Я уже упоминал о легенде, которая гласит о том, что Петров с Козачинским были друзьями детства, чуть ли не кровными братьями. Жили на одной улице, в соседних домах, сидели в гимназии за одной партой, вместе играли в футбол. После пути их разошлись – Петров стал милиционером, Козачинский – бандитом. Именно Петров возглавил охоту на Красавчика, не подозревая, что это его ближайший друг, и в конце концов лично задержал его. Козачинский хотел было застрелить задержавшего его милиционера, но внезапно узнал друга и опустил оружие. Потом Петров писал многочисленные ходатайства с просьбой отпустить или смягчить наказание Козачинскому, и в конце концов добился своего. Сразу после освобождения Александра Петров пригласил его в Москву, где они и стали работать в одной газете, а позже настойчиво рекомендовал описать свои приключения в книге.

Ну, а Козачинский в «Зеленом фургоне» вывел его в образе Володи Патрикеева, а себя – в роли Красавчика.

Безусловно, все было не так. Петров и Козачинский действительно жили всего в нескольких домах друг от друга на Базарной, но в разное время. Петров учился в 5-й гимназии, Козачинский – в 3-й. Так что познакомились они, вероятно, во время службы обоих в милиции, в Мангеймском районе, а скорее всего – уже во время следствия над бандой Шмальца. Ну, а в повести и Красавчику, и Володьке Патрикееву Козачинский придал в основном свои же собственные черты.

От Петрова Патрикееву досталось совсем немного – в первую очередь кольт:

«Внешность нового начальника, насколько ее можно было рассмотреть под густым слоем степной пыли, подтверждала худшие опасения севериновцев. Ему было всего лет восемнадцать, но в те времена людей можно было удивить чем угодно, только не молодостью. Он был угрюм, неразговорчив и мрачен. Принимая дела у Анны Семеновны, он не произнес и десяти слов. Сложная система ремней, цепочек и пряжек поддерживала на его талии крупнокалиберный кольт, висевший обнаженным, и две бомбы-лимонки, которые, ударяясь при ходьбе друг от друга, издавали звук, похожий на чоканье».

При поимке банды Бургарта – Шмальца – Козачинского были изъяты две винтовки, две охотничьих двустволки, три нагана, браунинг и кольт. Этот самый кольт был сразу выдан Евгению Катаеву – во временное пользование, о чем есть расписка Катаева от 6 октября 1922 года в уголовном деле по обвинению Козачинского. Но не только кольт был передан Катаеву во «временное пользование» – ему еще выдали двух лошадей.

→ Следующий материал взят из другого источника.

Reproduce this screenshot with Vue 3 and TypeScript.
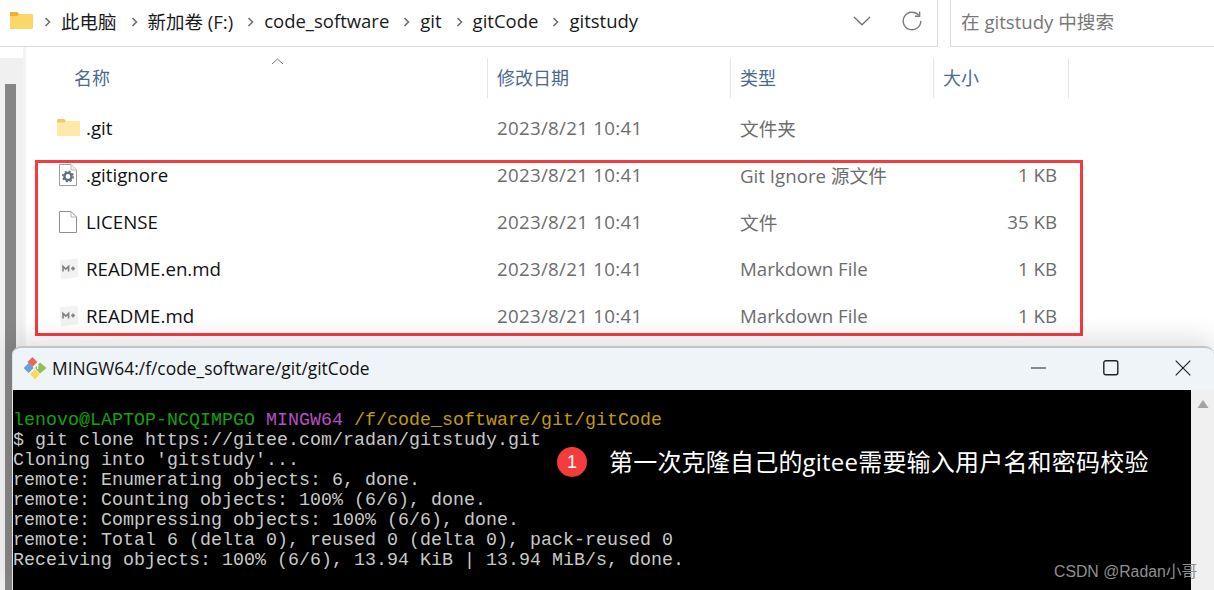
<script setup lang="ts">
interface Row { name: string; date: string; type: string; size: string; icon: string }
const date = '2023/8/21 10:41'
const rows: Row[] = [
  { name: '.git', date, type: '文件夹', size: '', icon: 'folder' },
  { name: '.gitignore', date, type: 'Git Ignore 源文件', size: '1 KB', icon: 'gear' },
  { name: 'LICENSE', date, type: '文件', size: '35 KB', icon: 'file' },
  { name: 'README.en.md', date, type: 'Markdown File', size: '1 KB', icon: 'md' },
  { name: 'README.md', date, type: 'Markdown File', size: '1 KB', icon: 'md' },
]
const crumbs = ['此电脑', '新加卷 (F:)', 'code_software', 'git', 'gitCode', 'gitstudy']
const lines = [
  'Cloning into \'gitstudy\'...',
  'remote: Enumerating objects: 6, done.',
  'remote: Counting objects: 100% (6/6), done.',
  'remote: Compressing objects: 100% (6/6), done.',
  'remote: Total 6 (delta 0), reused 0 (delta 0), pack-reused 0',
  'Receiving objects: 100% (6/6), 13.94 KiB | 13.94 MiB/s, done.',
]
</script>

<template>
  <div class="page">
    <header class="topbar">
      <div class="address">
        <svg class="top-folder" width="23" height="18" viewBox="0 0 23 18">
          <path d="M0 2 Q0 1 1 1 H7 L9 3 H22 Q23 3 23 4 V17 Q23 18 22 18 H1 Q0 18 0 17 Z" fill="#fbd669" />
          <path d="M0 1.5 Q0 1 1 1 H7 L9 3 L7 5 H0 Z" fill="#eeb02f" />
        </svg>
        <template v-for="c in crumbs" :key="c">
          <svg class="chev" width="7" height="10" viewBox="0 0 7 10"><path d="M1.5 1 L5.5 5 L1.5 9" fill="none" stroke="#6f6f6f" stroke-width="1.6" /></svg>
          <span class="crumb">{{ c }}</span>
        </template>
        <div class="addr-tools">
          <svg width="18" height="10" viewBox="0 0 18 10"><path d="M1 1 L9 8.8 L17 1" fill="none" stroke="#6e6e6e" stroke-width="1.2" /></svg>
          <svg width="20" height="20" viewBox="0 0 20 20"><path d="M16.8 4.4 A8.8 8.8 0 1 0 18.8 10" fill="none" stroke="#7a7a7a" stroke-width="1.4" /><path d="M17.6 .6 V5.2 H13" fill="none" stroke="#7a7a7a" stroke-width="1.4" /></svg>
        </div>
      </div>
      <div class="search">在 gitstudy 中搜索</div>
    </header>

    <div class="body">
      <aside class="rail"><div class="thumb"></div></aside>
      <main class="list">
        <div class="head">
          <svg class="sort" width="13" height="7" viewBox="0 0 13 7"><path d="M1 6 L6.5 1 L12 6" fill="none" stroke="#777" stroke-width="1" /></svg>
          <div class="hcell first">名称</div>
          <div class="hcell">修改日期</div>
          <div class="hcell">类型</div>
          <div class="hcell">大小</div>
        </div>
        <div class="rows">
          <div class="row" v-for="r in rows" :key="r.name">
            <div class="name">
              <span class="ico">
                <svg v-if="r.icon === 'folder'" class="ico-folder" width="23" height="18" viewBox="0 0 23 18">
                  <path d="M0 1.5 Q0 1 1 1 H7 L9 3 H22 Q23 3 23 4 V17 Q23 18 22 18 H1 Q0 18 0 17 Z" fill="#fde9a8" />
                  <path d="M0 1.5 Q0 1 1 1 H7 L9 3 L7 4.5 H0 Z" fill="#f1ca6c" />
                </svg>
                <svg v-else-if="r.icon === 'gear'" width="18" height="22" viewBox="0 0 18 22">
                  <path d="M.5 .5 H12 L17.5 6 V21.5 H.5 Z" fill="#fff" stroke="#9aa0a5" />
                  <path d="M12 .5 V6 H17.5" fill="#eee" stroke="#b8bcc0" />
                  <circle cx="9" cy="12.5" r="3.6" fill="none" stroke="#5f7180" stroke-width="2.4" />
                  <circle cx="9" cy="12.5" r="5.2" fill="none" stroke="#5f7180" stroke-width="1.6" stroke-dasharray="2 2.08" />
                </svg>
                <svg v-else-if="r.icon === 'file'" width="18" height="22" viewBox="0 0 18 22">
                  <path d="M.5 .5 H12 L17.5 6 V21.5 H.5 Z" fill="#fff" stroke="#8f8f8f" />
                  <path d="M12 .5 V6 H17.5" fill="none" stroke="#b5b5b5" />
                </svg>
                <svg v-else width="20" height="22" viewBox="0 0 20 22">
                  <path d="M.5 2.5 L18.5 .5 L19.5 19 L2 21.5 Z" fill="#f2f2f2" />
                  <path d="M4 13.5 V8.5 L6.8 11.2 L9.6 8.5 V13.5 M12 10.5 H16 M14 8.5 V12.5" fill="none" stroke="#808080" stroke-width="1.6" />
                </svg>
              </span>
              <span class="fname">{{ r.name }}</span>
            </div>
            <div class="meta date">{{ r.date }}</div>
            <div class="meta">{{ r.type }}</div>
            <div class="meta size">{{ r.size }}</div>
          </div>
          <div class="highlight"></div>
        </div>
      </main>
    </div>

    <section class="terminal">
      <div class="titlebar">
        <svg class="gitlogo" width="24" height="24" viewBox="0 0 24 24">
          <path d="M9.4 1 L14.4 6 L9.4 11 L4.4 6 Z" fill="#e8685a" />
          <path d="M12 12 L17 6.5 L23.4 12 L17 17.5 Z" fill="#8cc152" />
          <path d="M.6 12 L5.6 7 L10.6 12 L5.6 17 Z" fill="#6a9fdf" />
          <path d="M12 13.5 L17 18 L12 23.4 L7 18 Z" fill="#f8d95c" />
          <path d="M14 9 L15.5 10.5 M14.6 13 V9" stroke="#fff" stroke-width="1.2" fill="none" />
        </svg>
        <span class="ttl">MINGW64:/f/code_software/git/gitCode</span>
        <div class="winbtns">
          <svg width="16" height="16" viewBox="0 0 16 16"><path d="M0 8 H15" stroke="#222" stroke-width="1.2" /></svg>
          <svg width="16" height="16" viewBox="0 0 16 16"><rect x=".8" y=".8" width="14" height="14" rx="2" fill="none" stroke="#222" stroke-width="1.4" /></svg>
          <svg width="16" height="16" viewBox="0 0 16 16"><path d="M.7 .7 L15.3 15.3 M15.3 .7 L.7 15.3" stroke="#222" stroke-width="1.2" /></svg>
        </div>
      </div>
      <div class="console">
        <div class="screen">
          <pre class="out"><span class="g">lenovo@LAPTOP-NCQIMPGO</span> <span class="m">MINGW64</span> <span class="y">/f/code_software/git/gitCode</span>
$ git clone https://gitee.com/radan/gitstudy.git
<template v-for="l in lines" :key="l">{{ l }}
</template></pre>
          <div class="note">
            <span class="badge">1</span>
            <span class="note-text">第一次克隆自己的gitee需要输入用户名和密码校验</span>
          </div>
        </div>
        <div class="vscroll"><svg width="12" height="8" viewBox="0 0 12 8"><path d="M6 0 L11.5 8 H.5 Z" fill="#a3a3a3" /></svg></div>
      </div>
      <div class="mark">CSDN @Radan小哥</div>
    </section>
  </div>
</template>

<style scoped>
.page {
  position: relative;
  width: 1214px;
  height: 590px;
  overflow: hidden;
  background: #fff;
  font-family: "Open Sans", "Noto Sans CJK SC", sans-serif;
  color: #1a1a1a;
}
.topbar {
  display: flex;
  height: 47px;
  box-sizing: border-box;
}
.address {
  width: 938px;
  box-sizing: border-box;
  display: flex;
  align-items: center;
  padding: 0 0 5px 10px;
  border-right: 1px solid #d9d9d9;
  border-bottom: 1px solid #d9d9d9;
}
.top-folder { margin-right: 11px; margin-top: -1px; }
.chev { flex: none; margin-top: 3px; }
.crumb { font-size: 18.5px; margin: 0 12px 0 10px; white-space: nowrap; }
.chev + .crumb ~ .chev { margin-left: 2px; }
.addr-tools {
  margin-left: auto;
  display: flex;
  align-items: center;
  gap: 31px;
  padding-right: 15px;
}
.search {
  margin-left: 12px;
  flex: 1;
  border-left: 1px solid #d9d9d9;
  border-bottom: 1px solid #d9d9d9;
  padding: 7px 0 0 10px;
  font-size: 18.6px;
  color: #777;
}
.body { display: flex; height: 543px; }
.rail {
  width: 23px;
  background: #f0f0f0;
  margin-top: 11px;
  box-sizing: border-box;
  padding: 26px 0 0 5px;
  flex: none;
}
.thumb { width: 11px; height: 100%; background: #868686; }
.list { flex: 1; border-left: 3px solid #f4f4f4; }
.head {
  position: relative;
  display: grid;
  grid-template-columns: 462px 243px 203px 135px;
  height: 40px;
  margin-top: 11px;
}
.sort { position: absolute; left: 245px; top: 0; }
.hcell {
  display: flex;
  align-items: center;
  padding: 0 0 2px 9px;
  font-size: 18px;
  color: #4b6a8c;
  border-right: 1px solid #e5e5e5;
}
.hcell.first { padding-left: 48px; }
.rows { position: relative; margin-top: 6px; }
.row {
  display: grid;
  grid-template-columns: 462px 243px 202px 124px;
  height: 47px;
  align-items: center;
}
.name { display: flex; align-items: center; padding-left: 31px; }
.ico { width: 29px; display: flex; padding-left: 2px; box-sizing: border-box; }
.ico-folder { margin-left: -2px; margin-top: -2px; }
.fname { font-size: 18.7px; color: #111; }
.meta { font-size: 18.7px; color: #6d6d6d; padding-left: 9px; white-space: nowrap; }
.date { letter-spacing: 0.3px; }
.size { text-align: right; padding-left: 0; }
.highlight {
  position: absolute;
  left: 9px;
  top: 56px;
  width: 1048px;
  height: 176px;
  box-sizing: border-box;
  border: 3px solid #f53b3b;
  pointer-events: none;
}
.terminal {
  position: absolute;
  left: 12px;
  top: 346px;
  width: 1202px;
  height: 244px;
  border-radius: 9px 9px 0 0;
  overflow: hidden;
  border-top: 2px solid #c4c4c4;
  border-left: 1px solid #e4e4e4;
  background: #eff4f9;
  box-sizing: border-box;
  box-shadow: 0 -8px 24px rgba(0, 0, 0, 0.12);
}
.titlebar { height: 42px; box-sizing: border-box; display: flex; align-items: center; padding: 0 0 3px 10px; }
.gitlogo { flex: none; }
.ttl { margin-left: 5px; font-size: 17.4px; color: #111; }
.winbtns {
  margin-left: auto;
  display: flex;
  align-items: center;
  gap: 56px;
  padding-right: 23px;
}
.console { display: flex; height: 200px; }
.screen { position: relative; width: 1178px; background: #000; overflow: hidden; }
.vscroll {
  flex: 1;
  background: #f0f0f0;
  display: flex;
  justify-content: center;
  padding-top: 10px;
  box-sizing: border-box;
}
.out {
  margin: 0;
  padding: 20px 0 0 0;
  font-family: "Liberation Mono", "DejaVu Sans Mono", monospace;
  font-size: 18.3px;
  letter-spacing: 0.03px;
  line-height: 20px;
  color: #c8c8c8;
}
.g { color: #13a10e; }
.m { color: #b54fc4; }
.y { color: #c19c00; }
.note {
  position: absolute;
  left: 544px;
  top: 57px;
  display: flex;
  align-items: center;
}
.badge {
  width: 30px;
  height: 30px;
  border-radius: 50%;
  background: #f53b3b;
  color: #fff;
  display: flex;
  align-items: center;
  justify-content: center;
  font-family: "Liberation Sans", sans-serif;
  font-size: 18px;
}
.note-text { margin-left: 22px; color: #fff; font-size: 24px; line-height: 30px; letter-spacing: 0.2px; white-space: nowrap; }
.mark {
  position: absolute;
  left: 1041px;
  top: 211px;
  white-space: nowrap;
  color: #8f8f8f;
  font-family: "Liberation Sans", "Noto Sans CJK SC", sans-serif;
  font-size: 15.8px;
}
</style>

Видимо, кольт был важен для Катаева-Петрова – он упоминает его в своем первом рассказе «Гусь и украденные доски» как ключевой фактор поступления на работу в Угрозыск.

Вот еще один забавный эпизод в повести, очевидно, связанный с Петровым, который в «Двойной автобиографии» указывал, что «первым его литературным произведением был протокол осмотра трупа неизвестного мужчины»:

«Со своей стороны, Грищенко должен был признать превосходство нового начальника, как человека со средним образованием, в тех случаях, когда надо было составлять протоколы и акты осмотра найденных у дорог трупов.

В то неспокойное время трупы у дорог находили часто.

Новый начальник прекрасно составлял эти акты. Вначале он указывал положение трупа относительно стран света. Затем следовало описание позы, в которой смерть застигла жертву, и ран, которые ей были нанесены. Наконец перечислялись улики и вещественные доказательства, найденные на месте преступления.

Обычно достоверно было известно только положение трупа относительно стран света: лежит он, например, головой к юго-востоку, а ногами к северо-западу или как-нибудь иначе. Но талант нового начальника проявлял себя с наибольшей силой именно там, где ничего не было известно. Несмотря на однообразие обстоятельств и мотивов преступлений – все это были крестьяне, убитые на дороге из-за пуда муки, кожуха и пары тощих коней, – догадки и предположения, вводимые им в акты, отличались бесконечным разнообразием. В одном и том же акте иногда содержалось несколько версий относительно виновников и мотивов убийства, и каждая из этих версий была разработана настолько блестяще, что следствие заходило в тупик, так как ни одной из них нельзя было отдать предпочтения. В глазах начальства эти акты создали ему репутацию агента необыкновенной проницательности.